Stated task: Work out how many lines hold the string "components". The answer is a single number, nothing more.

-- begin --

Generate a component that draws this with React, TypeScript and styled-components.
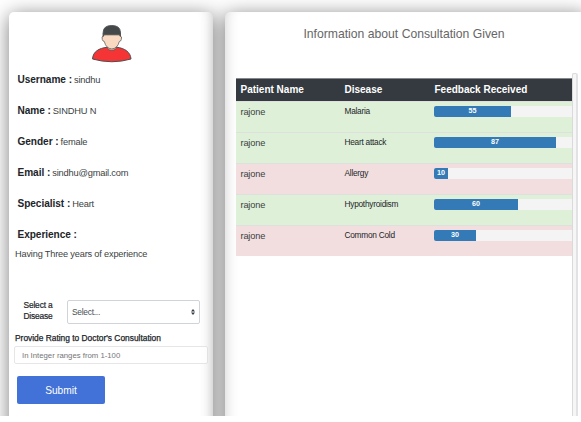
import React from "react";
import styled, { createGlobalStyle } from "styled-components";

const GlobalStyle = createGlobalStyle`
  *, *::before, *::after { box-sizing: border-box; }
  body {
    margin: 0;
    background: #fff;
    overflow: hidden;
    font-family: "Liberation Sans", Arial, sans-serif;
    color: #212529;
  }
`;

const Page = styled.main`
  display: flex;
  gap: 12px;
  width: 593px;
  height: 416px;
  padding: 12px 0 0 9px;
  overflow: hidden;
`;

const Card = styled.section<{ $shade: number }>`
  height: 440px;
  border-radius: 5px;
  background: #fff;
  box-shadow: 0 3px 20px rgba(0, 0, 0, 0.52),
    inset ${(p) => p.$shade}px 0 14px -12px rgba(0, 0, 0, 0.2);
`;

const ProfileCard = styled(Card)`
  flex: 0 0 204px;
  padding: 12px 5px 0 6px;
`;

const ReportCard = styled(Card)`
  flex: 0 0 362px;
  padding: 15px 9px 0 11px;
`;

const Avatar = styled.svg`
  display: block;
  width: 42px;
  height: 39px;
  margin: 0 0 0 76px;
`;

const Details = styled.dl`
  margin: 2px 0 0 2.5px;
`;

const Detail = styled.div`
  display: flex;
  align-items: baseline;
  gap: 2px;
  height: 31px;
  padding-top: 9px;
  line-height: 12px;
  white-space: nowrap;
`;

const Term = styled.dt`
  font-size: 10.1px;
  letter-spacing: -0.05px;
  font-weight: 700;
`;

const Value = styled.dd`
  margin: 0;
  font-size: 9.3px;
  letter-spacing: -0.2px;
  color: #3b3f43;
`;

const Experience = styled.p`
  margin: -3px 0 0;
  font-size: 9.2px;
  letter-spacing: -0.17px;
  line-height: 12px;
  color: #3b3f43;
`;

const DiseaseField = styled.div`
  display: flex;
  align-items: flex-start;
  gap: 6px;
  margin-top: 40px;
`;

const DiseaseLabel = styled.label`
  width: 46px;
  font-size: 8.4px;
  letter-spacing: -0.15px;
  line-height: 11px;
  text-align: center;
  -webkit-text-stroke: 0.2px #212529;
`;

const SelectBox = styled.div`
  display: flex;
  align-items: center;
  justify-content: space-between;
  width: 133px;
  height: 24px;
  padding: 0 4px;
  border: 1px solid #ced4da;
  border-radius: 2px;
  background: #fff;
  font-size: 8.4px;
  letter-spacing: -0.25px;
  color: #495057;
`;

const Arrows = styled.svg`
  width: 4px;
  height: 6px;
`;

const RatingLabel = styled.label`
  display: block;
  margin-top: 8px;
  font-size: 8.4px;
  line-height: 12px;
  -webkit-text-stroke: 0.25px #212529;
`;

const RatingInput = styled.input`
  display: block;
  width: 194px;
  height: 18px;
  margin: 2px 0 0 -1px;
  padding: 0 7px;
  border: 1px solid #e6e6e6;
  border-radius: 2px;
  background: #fff;
  font: 7.75px "Liberation Sans", Arial, sans-serif;
  &::placeholder { color: #757575; opacity: 1; }
`;

const SubmitButton = styled.button`
  display: block;
  width: 88px;
  height: 28px;
  margin: 12px 0 0 2px;
  padding: 0;
  border: 0;
  border-radius: 2px;
  background: #4272d7;
  color: #fff;
  font: 10.2px "Liberation Sans", Arial, sans-serif;
`;

const Title = styled.h1`
  margin: 0 6px 0 0;
  font-size: 12.2px;
  font-weight: 400;
  line-height: 15px;
  text-align: center;
  white-space: nowrap;
  color: #666;
`;

const ScrollArea = styled.div`
  display: flex;
  align-items: flex-start;
  margin-top: 31px;
`;

const TableView = styled.div`
  flex: 0 0 336px;
  margin-top: 5px;
  overflow: hidden;
`;

const Track = styled.div`
  flex: 0 0 6px;
  height: 400px;
  border: 1px solid #dadada;
  border-right: 2px solid #e2e2e2;
  border-radius: 2px 2px 0 0;
  background: #f6f6f6;
`;

const Table = styled.table`
  width: 344px;
  table-layout: fixed;
  border-collapse: separate;
  border-spacing: 0;
  text-align: left;
`;

const HeadCell = styled.th<{ $width?: number }>`
  width: ${(p) => (p.$width ? `${p.$width}px` : "auto")};
  height: 23px;
  padding: 0 4.5px;
  border-top: 1px solid #85888c;
  background: #343a40;
  color: #fff;
  font-size: 10px;
  line-height: 12px;
`;

const Row = styled.tr<{ $good: boolean }>`
  background: ${(p) => (p.$good ? "#dff0d8" : "#f2dede")};
`;

const Cell = styled.td<{ $small?: boolean }>`
  height: 31px;
  padding: ${(p) => (p.$small ? "3px" : "4px")} 0 0 4.5px;
  border-top: 1px solid #dde0dd;
  vertical-align: top;
  font-size: ${(p) => (p.$small ? "8.3px" : "9.2px")};
  letter-spacing: ${(p) => (p.$small ? "-0.25px" : "-0.15px")};
  line-height: 12px;
  color: ${(p) => (p.$small ? "#212529" : "#3b3f43")};
`;

const MeterCell = styled(Cell)`
  padding-left: 4px;
`;

const Progress = styled.div`
  width: 140px;
  height: 11px;
  border-radius: 2px;
  overflow: hidden;
  background: #f4f4f4;
`;

const Bar = styled.div`
  height: 100%;
  background: #337ab7;
  color: #fff;
  font-size: 7.2px;
  font-weight: 700;
  line-height: 10px;
  letter-spacing: 0;
  text-align: center;
`;

const details = [
  ["Username :", "sindhu"],
  ["Name :", "SINDHU N"],
  ["Gender :", "female"],
  ["Email :", "sindhu@gmail.com"],
  ["Specialist :", "Heart"],
  ["Experience :", ""],
];

const feedback = [
  { patient: "rajone", disease: "Malaria", score: 55 },
  { patient: "rajone", disease: "Heart attack", score: 87 },
  { patient: "rajone", disease: "Allergy", score: 10 },
  { patient: "rajone", disease: "Hypothyroidism", score: 60 },
  { patient: "rajone", disease: "Common Cold", score: 30 },
];

export default function App() {
  return (
    <>
      <GlobalStyle />
      <Page>
        <ProfileCard $shade={-12}>
          <Avatar viewBox="0 0 42 39" stroke="#4a4e50" strokeLinejoin="round">
            <path d="M1.5 35C2 27.500 8 24.200 16 23.300H26C33.500 24.200 39.500 28 40 35Q21 40.500 1.500 35Z" fill="#f53535" />
            <path d="M16.500 21V24.500Q20.800 28.500 25.200 24.500V21Z" fill="#e5bda2" strokeWidth="0.700" />
            <path d="M12.200 12Q10.300 12.300 11.300 15.500Q11.800 17.500 13.300 17.500Q15 24.500 20.800 25Q26.600 24.500 28.300 17.500Q29.800 17.500 30.300 15.500Q31.300 12.300 29.400 12V9H12.200Z" fill="#f9d9c1" strokeWidth="0.700" />
            <path d="M12.200 12.500V8Q12.500 1.500 20.800 1.500Q29.100 1.500 29.400 8V12.500L28.500 10.800H13.100Z" fill="#444849" strokeWidth="0.900" />
          </Avatar>
          <Details>
            {details.map(([term, value]) => (
              <Detail key={term}>
                <Term>{term}</Term>
                <Value>{value}</Value>
              </Detail>
            ))}
          </Details>
          <Experience>Having Three years of experience</Experience>
          <DiseaseField>
            <DiseaseLabel>Select a Disease</DiseaseLabel>
            <SelectBox>
              <span>Select...</span>
              <Arrows viewBox="0 0 4 6" fill="#343a40">
                <path d="M2 0L4 2.600H0ZM2 6L0 3.400H4Z" />
              </Arrows>
            </SelectBox>
          </DiseaseField>
          <RatingLabel htmlFor="rating">Provide Rating to Doctor's Consultation</RatingLabel>
          <RatingInput id="rating" placeholder="In Integer ranges from 1-100" />
          <SubmitButton type="button">Submit</SubmitButton>
        </ProfileCard>
        <ReportCard $shade={12}>
          <Title>Information about Consultation Given</Title>
          <ScrollArea>
            <TableView>
              <Table>
                <thead>
                  <tr>
                    <HeadCell $width={104}>Patient Name</HeadCell>
                    <HeadCell $width={90}>Disease</HeadCell>
                    <HeadCell>Feedback Received</HeadCell>
                  </tr>
                </thead>
                <tbody>
                  {feedback.map((f) => (
                    <Row key={f.disease} $good={f.score > 50}>
                      <Cell>{f.patient}</Cell>
                      <Cell $small>{f.disease}</Cell>
                      <MeterCell>
                        <Progress>
                          <Bar style={{ width: `${f.score}%` }}>{f.score}</Bar>
                        </Progress>
                      </MeterCell>
                    </Row>
                  ))}
                </tbody>
              </Table>
            </TableView>
            <Track />
          </ScrollArea>
        </ReportCard>
      </Page>
    </>
  );
}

-- end --

Answer to the problem: 2